If, perchance, a murder of this kind is committed so close to a town that there is reason to apprehend the pursuit of justice, everyone is eager to favour the flight of the guilty person. The fleetest horse is at his service, and he departs certain to find wherever he goes, the favour and sympathy of all. Then, with that marvellous instinct which is common to all the savage races, he feels no hesitation in venturing into the numerous plains of the pampas. Alone, in the midst of a boundless desert, and in which the eye strains itself in vain to discover a boundary, he advances without the slightest feeling of uneasiness--he does so watching the course of the stars, listening to the winds, watching, interrogating, discovering the cause of the slightest noise that reaches his ears, and he at length arrives at the place he sought, without ever straying for it, even for a moment. The lasso which is rolled around his horse's neck; the bolus suspended to his saddle, and the inseparable knife suffice to assure him food, and to secure him against every danger--even against the tiger. When he is hungry, he selects one out of the herd of beeves that cover the plain, pursues it, lassos it, kills it, cuts out of it a piece of flesh, which he eats raw, or cooks, and thus refreshes himself for the journey of the following day.
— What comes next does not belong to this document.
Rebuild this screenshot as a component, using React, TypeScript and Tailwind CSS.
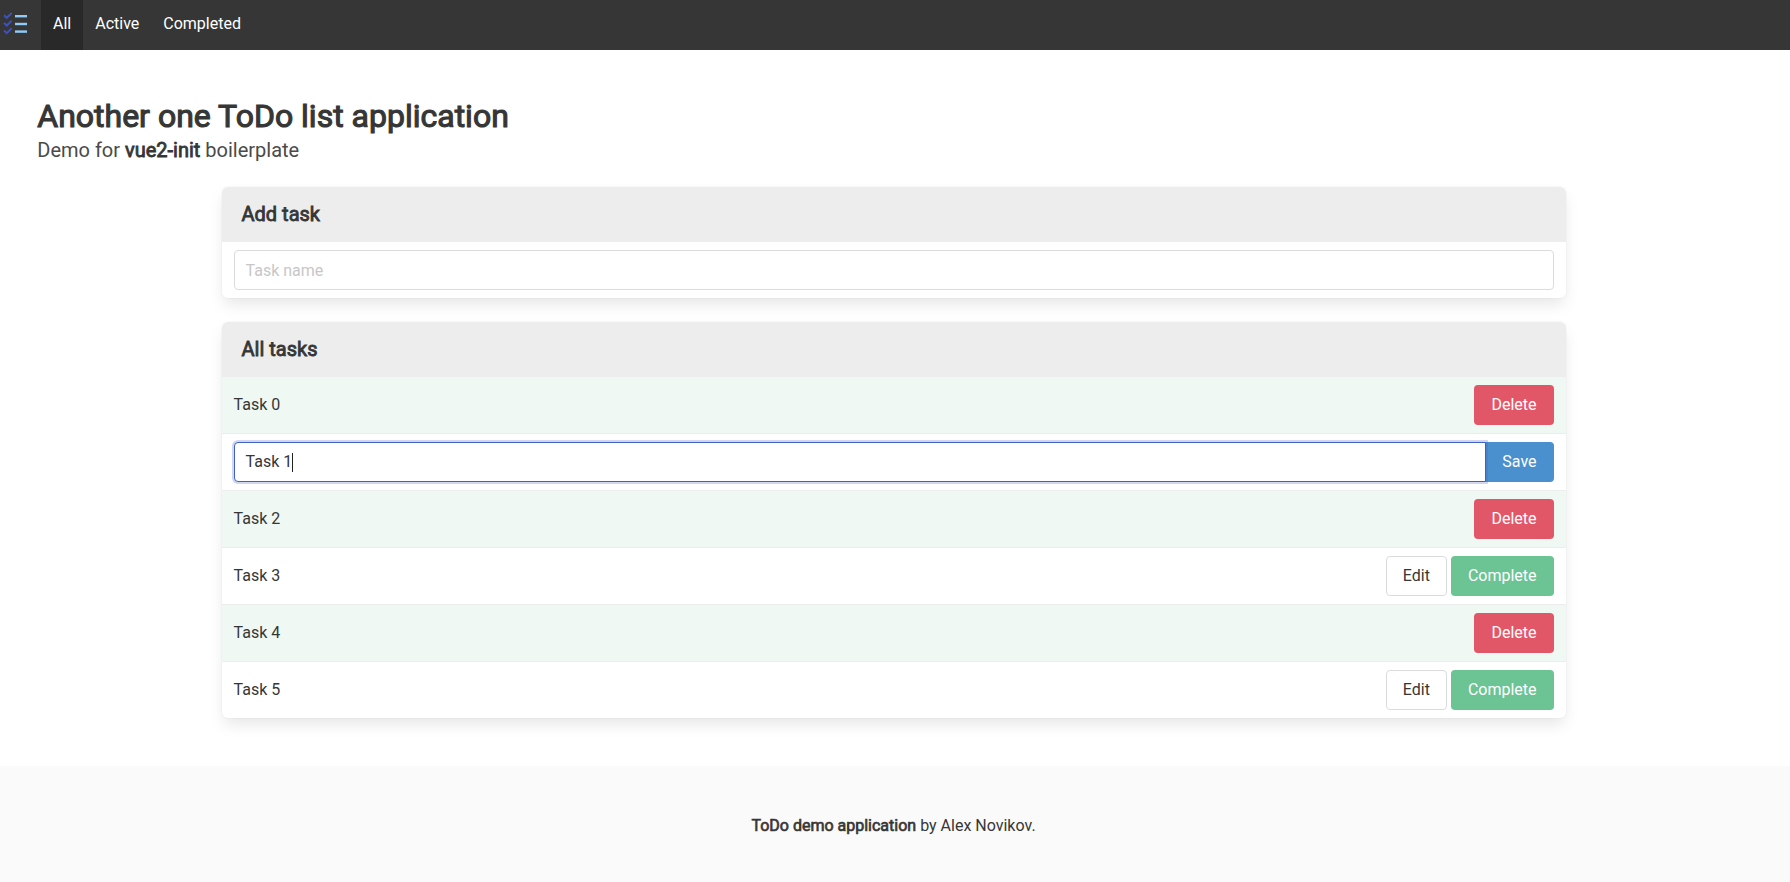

If murder be a common incident in the life of a gaucho, it often also becomes the means to him of emerging from obscurity, and of obtaining renown amongst his associates. When a gaucho has rendered himself remarkable by his audacity and address in single combats, companions gather around him, and he soon finds himself at the head of a considerable party. He ‘commences a campaign,’ sets himself in open defiance to the laws, and in a short time acquires a celebrity which rallies a crowd about him.